4.3 Vizualization of 2D and 3D Geomorphic Descriptions

Numbers on the left-hand side of proportion (bars) represent the number of copmonents uses in the estimate. Numbers of the right-hand side are the normalized Shannon entropy. Proportions based on a larger number of component records are likely more realistic. Shannon entropy values closer to 0 suggest simple association between series and geomorphology while values closer to 1 suggest more complexity (or confusion).

Hillslope position.

# result is a lattice graphics object
res <- vizHillslopePosition(s$hillpos)
print(res$fig)

Geomorphic component for “hills”.

# result is a lattice graphics object
res <- vizGeomorphicComponent(s$geomcomp)
print(res$fig)

7 A Classic Catena

Diagram showing relationship of dominant soils in Lloyd-Davidson association (Soil Survey of Morgan County, Georgia; 1965).

Code.

soils <- c('cecil', 'altavista', 'lloyd', 'wickham', 'wilkes',  'chewacla', 'congaree')

# get morphology + extended summaries
s <- fetchOSD(soils, extended = TRUE)

res <- vizHillslopePosition(s$hillpos)
print(res$fig)

par(mar=c(0, 0, 2, 0))
plotSPC(s$SPC, plot.order = res$order, name.style = 'center-center', cex.names = 0.66, hz.depths = TRUE, hz.depths.offset = 0.05, fixLabelCollisions = TRUE, depth.axis = FALSE)
title('Hydrologic Ordering via Hillslope Position Proportions')

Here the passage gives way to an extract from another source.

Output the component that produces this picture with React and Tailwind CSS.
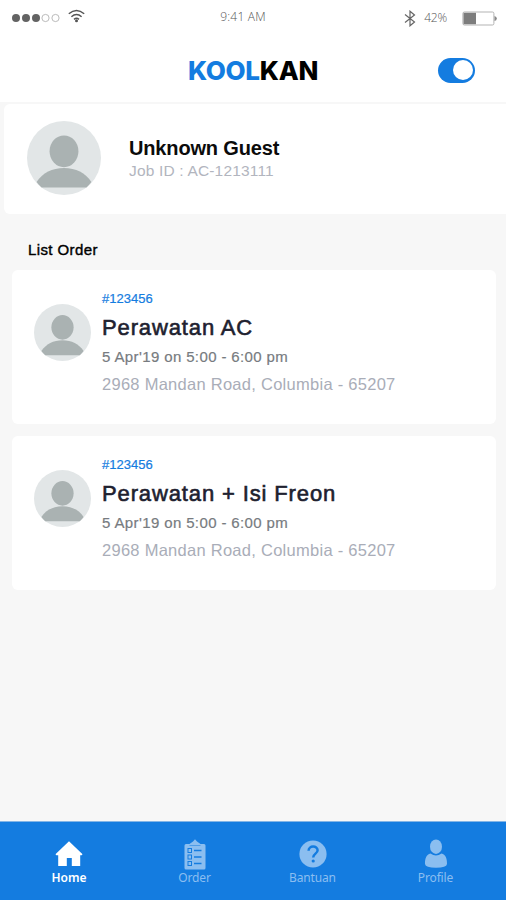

res <- vizGeomorphicComponent(s$geomcomp)
print(res$fig)

par(mar=c(0, 0, 2, 0))
plot(s$SPC, plot.order = res$order, name.style = 'center-center', cex.names = 0.66, hz.depths = TRUE, hz.depths.offset = 0.05, fixLabelCollisions = TRUE, depth.axis = FALSE)
title('Hydrologic Ordering via Geomorphic Component Proportions')

par(mar=c(0,0,1,1))
SoilTaxonomyDendrogram(s$SPC, y.offset = 0.4, scaling.factor = 0.015, name.style = 'center-center', cex.names = 0.66, hz.depths = TRUE, hz.depths.offset = 0.05, fixLabelCollisions = TRUE, depth.axis = FALSE, width = 0.28)

This document is based on aqp version 2.0, soilDB version 2.7.8, and sharpshootR version 2.2.